AIM
Leave out the pictures, then reproduce the rest of the material exactly.

INFORMATION SHOWN
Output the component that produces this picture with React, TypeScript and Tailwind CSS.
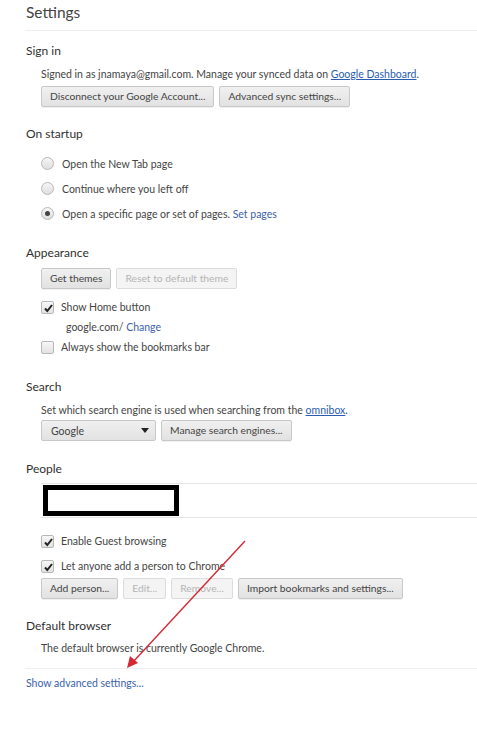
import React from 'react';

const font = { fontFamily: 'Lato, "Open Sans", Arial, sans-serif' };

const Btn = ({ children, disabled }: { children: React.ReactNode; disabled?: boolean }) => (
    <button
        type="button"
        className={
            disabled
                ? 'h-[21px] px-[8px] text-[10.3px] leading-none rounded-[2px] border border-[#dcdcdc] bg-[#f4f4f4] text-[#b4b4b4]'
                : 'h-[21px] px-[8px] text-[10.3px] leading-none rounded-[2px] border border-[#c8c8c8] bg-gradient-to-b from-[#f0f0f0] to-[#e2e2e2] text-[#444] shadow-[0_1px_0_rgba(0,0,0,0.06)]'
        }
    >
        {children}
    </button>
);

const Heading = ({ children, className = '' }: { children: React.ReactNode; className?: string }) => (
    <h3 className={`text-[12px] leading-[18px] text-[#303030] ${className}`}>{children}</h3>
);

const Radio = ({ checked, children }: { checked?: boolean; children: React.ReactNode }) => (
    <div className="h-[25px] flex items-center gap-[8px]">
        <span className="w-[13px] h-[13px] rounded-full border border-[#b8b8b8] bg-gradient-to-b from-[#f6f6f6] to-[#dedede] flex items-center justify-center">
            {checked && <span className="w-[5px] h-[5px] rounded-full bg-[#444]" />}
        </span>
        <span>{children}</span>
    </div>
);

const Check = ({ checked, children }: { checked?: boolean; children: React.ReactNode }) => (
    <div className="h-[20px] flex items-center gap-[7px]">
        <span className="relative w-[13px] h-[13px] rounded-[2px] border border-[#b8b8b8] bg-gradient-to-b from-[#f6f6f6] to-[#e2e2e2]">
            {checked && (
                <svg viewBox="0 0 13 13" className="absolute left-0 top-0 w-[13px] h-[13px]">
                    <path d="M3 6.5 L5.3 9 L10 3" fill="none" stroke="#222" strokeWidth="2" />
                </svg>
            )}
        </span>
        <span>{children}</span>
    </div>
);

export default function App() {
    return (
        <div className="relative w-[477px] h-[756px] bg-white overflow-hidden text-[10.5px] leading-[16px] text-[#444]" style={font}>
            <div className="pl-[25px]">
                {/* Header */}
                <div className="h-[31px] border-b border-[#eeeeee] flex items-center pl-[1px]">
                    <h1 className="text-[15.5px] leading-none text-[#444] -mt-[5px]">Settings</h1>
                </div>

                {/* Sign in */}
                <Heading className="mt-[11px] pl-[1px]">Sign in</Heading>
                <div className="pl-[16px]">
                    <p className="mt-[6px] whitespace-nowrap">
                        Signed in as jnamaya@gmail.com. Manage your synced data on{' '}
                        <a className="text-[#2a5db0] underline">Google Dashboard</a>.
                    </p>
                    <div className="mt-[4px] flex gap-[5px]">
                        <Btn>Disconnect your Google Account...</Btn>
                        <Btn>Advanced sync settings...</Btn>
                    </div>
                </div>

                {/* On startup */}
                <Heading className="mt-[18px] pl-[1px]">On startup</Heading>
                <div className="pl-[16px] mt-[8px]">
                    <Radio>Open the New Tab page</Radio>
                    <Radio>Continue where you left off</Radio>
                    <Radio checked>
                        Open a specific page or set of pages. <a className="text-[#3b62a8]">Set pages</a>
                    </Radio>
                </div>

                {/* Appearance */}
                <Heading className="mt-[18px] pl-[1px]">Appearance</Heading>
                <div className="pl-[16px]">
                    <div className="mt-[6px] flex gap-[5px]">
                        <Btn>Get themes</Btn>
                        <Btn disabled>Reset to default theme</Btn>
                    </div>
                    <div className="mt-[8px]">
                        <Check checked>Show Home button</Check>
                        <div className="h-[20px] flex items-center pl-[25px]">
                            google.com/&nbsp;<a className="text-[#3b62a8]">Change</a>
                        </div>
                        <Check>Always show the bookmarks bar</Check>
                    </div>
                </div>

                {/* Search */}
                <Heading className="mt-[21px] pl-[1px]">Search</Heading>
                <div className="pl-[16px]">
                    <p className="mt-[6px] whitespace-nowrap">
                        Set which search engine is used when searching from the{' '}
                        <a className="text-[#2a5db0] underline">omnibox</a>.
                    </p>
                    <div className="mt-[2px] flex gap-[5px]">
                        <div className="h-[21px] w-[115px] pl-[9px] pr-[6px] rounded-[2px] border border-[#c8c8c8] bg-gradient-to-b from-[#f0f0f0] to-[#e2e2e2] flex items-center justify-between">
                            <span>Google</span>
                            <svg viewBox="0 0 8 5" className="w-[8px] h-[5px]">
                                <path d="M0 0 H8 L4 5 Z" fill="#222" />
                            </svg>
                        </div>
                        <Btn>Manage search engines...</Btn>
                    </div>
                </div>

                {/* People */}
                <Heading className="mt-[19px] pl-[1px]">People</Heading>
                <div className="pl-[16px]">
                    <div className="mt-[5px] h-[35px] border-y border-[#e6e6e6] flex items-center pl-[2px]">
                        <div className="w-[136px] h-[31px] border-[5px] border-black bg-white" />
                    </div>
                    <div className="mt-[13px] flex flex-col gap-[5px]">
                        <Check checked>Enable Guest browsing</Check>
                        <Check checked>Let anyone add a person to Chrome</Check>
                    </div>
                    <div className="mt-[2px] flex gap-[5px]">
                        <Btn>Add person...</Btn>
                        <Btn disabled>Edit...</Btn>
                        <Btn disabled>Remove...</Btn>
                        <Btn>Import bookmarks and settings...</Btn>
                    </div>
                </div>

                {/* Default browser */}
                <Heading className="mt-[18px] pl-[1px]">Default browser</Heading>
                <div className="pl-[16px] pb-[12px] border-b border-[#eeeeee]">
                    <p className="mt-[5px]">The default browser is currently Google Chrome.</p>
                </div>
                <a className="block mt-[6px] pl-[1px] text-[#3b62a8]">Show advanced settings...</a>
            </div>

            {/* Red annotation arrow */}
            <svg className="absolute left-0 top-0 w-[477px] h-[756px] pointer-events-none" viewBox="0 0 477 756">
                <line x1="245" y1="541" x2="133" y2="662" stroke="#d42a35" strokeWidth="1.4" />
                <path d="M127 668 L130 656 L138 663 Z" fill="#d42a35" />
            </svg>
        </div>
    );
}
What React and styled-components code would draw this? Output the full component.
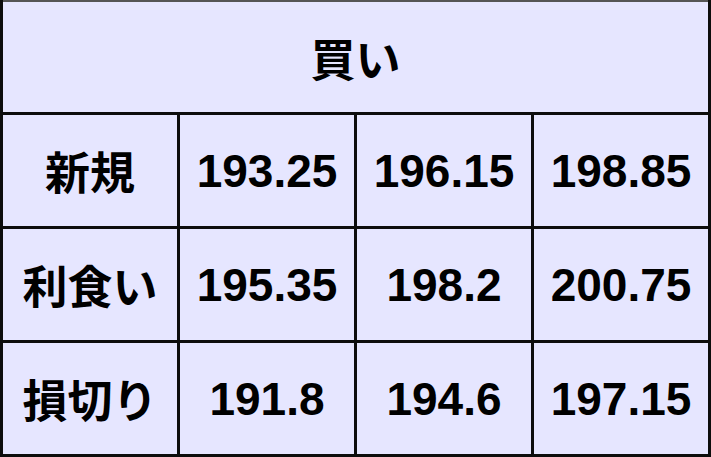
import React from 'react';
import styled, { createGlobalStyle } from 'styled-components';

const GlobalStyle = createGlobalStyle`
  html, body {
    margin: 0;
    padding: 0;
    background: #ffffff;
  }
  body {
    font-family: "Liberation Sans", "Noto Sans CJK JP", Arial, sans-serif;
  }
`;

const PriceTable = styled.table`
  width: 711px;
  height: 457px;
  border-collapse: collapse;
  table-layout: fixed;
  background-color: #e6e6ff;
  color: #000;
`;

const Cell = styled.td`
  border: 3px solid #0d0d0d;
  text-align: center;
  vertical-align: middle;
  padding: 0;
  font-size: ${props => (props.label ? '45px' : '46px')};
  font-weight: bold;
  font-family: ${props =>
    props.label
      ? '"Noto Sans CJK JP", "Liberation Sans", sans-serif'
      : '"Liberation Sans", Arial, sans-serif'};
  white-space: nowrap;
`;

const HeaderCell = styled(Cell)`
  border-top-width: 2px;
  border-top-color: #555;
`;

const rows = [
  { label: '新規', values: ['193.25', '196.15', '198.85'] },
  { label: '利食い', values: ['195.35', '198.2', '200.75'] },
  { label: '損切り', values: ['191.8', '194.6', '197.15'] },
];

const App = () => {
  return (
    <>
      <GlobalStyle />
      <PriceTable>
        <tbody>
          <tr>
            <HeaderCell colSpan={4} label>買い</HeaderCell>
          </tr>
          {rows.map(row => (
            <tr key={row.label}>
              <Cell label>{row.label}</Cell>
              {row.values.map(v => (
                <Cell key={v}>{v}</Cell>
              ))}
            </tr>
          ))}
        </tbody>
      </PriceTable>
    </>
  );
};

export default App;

ANSWER FOR THE TASK
Output the component that produces this picture with React, TypeScript and Tailwind CSS.
import React from 'react';

const font = { fontFamily: 'Lato, "Open Sans", Arial, sans-serif' };

const Btn = ({ children, disabled }: { children: React.ReactNode; disabled?: boolean }) => (
    <button
        type="button"
        className={
            disabled
                ? 'h-[21px] px-[8px] text-[10.3px] leading-none rounded-[2px] border border-[#dcdcdc] bg-[#f4f4f4] text-[#b4b4b4]'
                : 'h-[21px] px-[8px] text-[10.3px] leading-none rounded-[2px] border border-[#c8c8c8] bg-gradient-to-b from-[#f0f0f0] to-[#e2e2e2] text-[#444] shadow-[0_1px_0_rgba(0,0,0,0.06)]'
        }
    >
        {children}
    </button>
);

const Heading = ({ children, className = '' }: { children: React.ReactNode; className?: string }) => (
    <h3 className={`text-[12px] leading-[18px] text-[#303030] ${className}`}>{children}</h3>
);

const Radio = ({ checked, children }: { checked?: boolean; children: React.ReactNode }) => (
    <div className="h-[25px] flex items-center gap-[8px]">
        <span className="w-[13px] h-[13px] rounded-full border border-[#b8b8b8] bg-gradient-to-b from-[#f6f6f6] to-[#dedede] flex items-center justify-center">
            {checked && <span className="w-[5px] h-[5px] rounded-full bg-[#444]" />}
        </span>
        <span>{children}</span>
    </div>
);

const Check = ({ checked, children }: { checked?: boolean; children: React.ReactNode }) => (
    <div className="h-[20px] flex items-center gap-[7px]">
        <span className="relative w-[13px] h-[13px] rounded-[2px] border border-[#b8b8b8] bg-gradient-to-b from-[#f6f6f6] to-[#e2e2e2]">
            {checked && (
                <svg viewBox="0 0 13 13" className="absolute left-0 top-0 w-[13px] h-[13px]">
                    <path d="M3 6.5 L5.3 9 L10 3" fill="none" stroke="#222" strokeWidth="2" />
                </svg>
            )}
        </span>
        <span>{children}</span>
    </div>
);

export default function App() {
    return (
        <div className="relative w-[477px] h-[756px] bg-white overflow-hidden text-[10.5px] leading-[16px] text-[#444]" style={font}>
            <div className="pl-[25px]">
                {/* Header */}
                <div className="h-[31px] border-b border-[#eeeeee] flex items-center pl-[1px]">
                    <h1 className="text-[15.5px] leading-none text-[#444] -mt-[5px]">Settings</h1>
                </div>

                {/* Sign in */}
                <Heading className="mt-[11px] pl-[1px]">Sign in</Heading>
                <div className="pl-[16px]">
                    <p className="mt-[6px] whitespace-nowrap">
                        Signed in as jnamaya@gmail.com. Manage your synced data on{' '}
                        <a className="text-[#2a5db0] underline">Google Dashboard</a>.
                    </p>
                    <div className="mt-[4px] flex gap-[5px]">
                        <Btn>Disconnect your Google Account...</Btn>
                        <Btn>Advanced sync settings...</Btn>
                    </div>
                </div>

                {/* On startup */}
                <Heading className="mt-[18px] pl-[1px]">On startup</Heading>
                <div className="pl-[16px] mt-[8px]">
                    <Radio>Open the New Tab page</Radio>
                    <Radio>Continue where you left off</Radio>
                    <Radio checked>
                        Open a specific page or set of pages. <a className="text-[#3b62a8]">Set pages</a>
                    </Radio>
                </div>

                {/* Appearance */}
                <Heading className="mt-[18px] pl-[1px]">Appearance</Heading>
                <div className="pl-[16px]">
                    <div className="mt-[6px] flex gap-[5px]">
                        <Btn>Get themes</Btn>
                        <Btn disabled>Reset to default theme</Btn>
                    </div>
                    <div className="mt-[8px]">
                        <Check checked>Show Home button</Check>
                        <div className="h-[20px] flex items-center pl-[25px]">
                            google.com/&nbsp;<a className="text-[#3b62a8]">Change</a>
                        </div>
                        <Check>Always show the bookmarks bar</Check>
                    </div>
                </div>

                {/* Search */}
                <Heading className="mt-[21px] pl-[1px]">Search</Heading>
                <div className="pl-[16px]">
                    <p className="mt-[6px] whitespace-nowrap">
                        Set which search engine is used when searching from the{' '}
                        <a className="text-[#2a5db0] underline">omnibox</a>.
                    </p>
                    <div className="mt-[2px] flex gap-[5px]">
                        <div className="h-[21px] w-[115px] pl-[9px] pr-[6px] rounded-[2px] border border-[#c8c8c8] bg-gradient-to-b from-[#f0f0f0] to-[#e2e2e2] flex items-center justify-between">
                            <span>Google</span>
                            <svg viewBox="0 0 8 5" className="w-[8px] h-[5px]">
                                <path d="M0 0 H8 L4 5 Z" fill="#222" />
                            </svg>
                        </div>
                        <Btn>Manage search engines...</Btn>
                    </div>
                </div>

                {/* People */}
                <Heading className="mt-[19px] pl-[1px]">People</Heading>
                <div className="pl-[16px]">
                    <div className="mt-[5px] h-[35px] border-y border-[#e6e6e6] flex items-center pl-[2px]">
                        <div className="w-[136px] h-[31px] border-[5px] border-black bg-white" />
                    </div>
                    <div className="mt-[13px] flex flex-col gap-[5px]">
                        <Check checked>Enable Guest browsing</Check>
                        <Check checked>Let anyone add a person to Chrome</Check>
                    </div>
                    <div className="mt-[2px] flex gap-[5px]">
                        <Btn>Add person...</Btn>
                        <Btn disabled>Edit...</Btn>
                        <Btn disabled>Remove...</Btn>
                        <Btn>Import bookmarks and settings...</Btn>
                    </div>
                </div>

                {/* Default browser */}
                <Heading className="mt-[18px] pl-[1px]">Default browser</Heading>
                <div className="pl-[16px] pb-[12px] border-b border-[#eeeeee]">
                    <p className="mt-[5px]">The default browser is currently Google Chrome.</p>
                </div>
                <a className="block mt-[6px] pl-[1px] text-[#3b62a8]">Show advanced settings...</a>
            </div>

            {/* Red annotation arrow */}
            <svg className="absolute left-0 top-0 w-[477px] h-[756px] pointer-events-none" viewBox="0 0 477 756">
                <line x1="245" y1="541" x2="133" y2="662" stroke="#d42a35" strokeWidth="1.4" />
                <path d="M127 668 L130 656 L138 663 Z" fill="#d42a35" />
            </svg>
        </div>
    );
}
What React and styled-components code would draw this? Output the full component.
import React from 'react';
import styled, { createGlobalStyle } from 'styled-components';

const GlobalStyle = createGlobalStyle`
  html, body {
    margin: 0;
    padding: 0;
    background: #ffffff;
  }
  body {
    font-family: "Liberation Sans", "Noto Sans CJK JP", Arial, sans-serif;
  }
`;

const PriceTable = styled.table`
  width: 711px;
  height: 457px;
  border-collapse: collapse;
  table-layout: fixed;
  background-color: #e6e6ff;
  color: #000;
`;

const Cell = styled.td`
  border: 3px solid #0d0d0d;
  text-align: center;
  vertical-align: middle;
  padding: 0;
  font-size: ${props => (props.label ? '45px' : '46px')};
  font-weight: bold;
  font-family: ${props =>
    props.label
      ? '"Noto Sans CJK JP", "Liberation Sans", sans-serif'
      : '"Liberation Sans", Arial, sans-serif'};
  white-space: nowrap;
`;

const HeaderCell = styled(Cell)`
  border-top-width: 2px;
  border-top-color: #555;
`;

const rows = [
  { label: '新規', values: ['193.25', '196.15', '198.85'] },
  { label: '利食い', values: ['195.35', '198.2', '200.75'] },
  { label: '損切り', values: ['191.8', '194.6', '197.15'] },
];

const App = () => {
  return (
    <>
      <GlobalStyle />
      <PriceTable>
        <tbody>
          <tr>
            <HeaderCell colSpan={4} label>買い</HeaderCell>
          </tr>
          {rows.map(row => (
            <tr key={row.label}>
              <Cell label>{row.label}</Cell>
              {row.values.map(v => (
                <Cell key={v}>{v}</Cell>
              ))}
            </tr>
          ))}
        </tbody>
      </PriceTable>
    </>
  );
};

export default App;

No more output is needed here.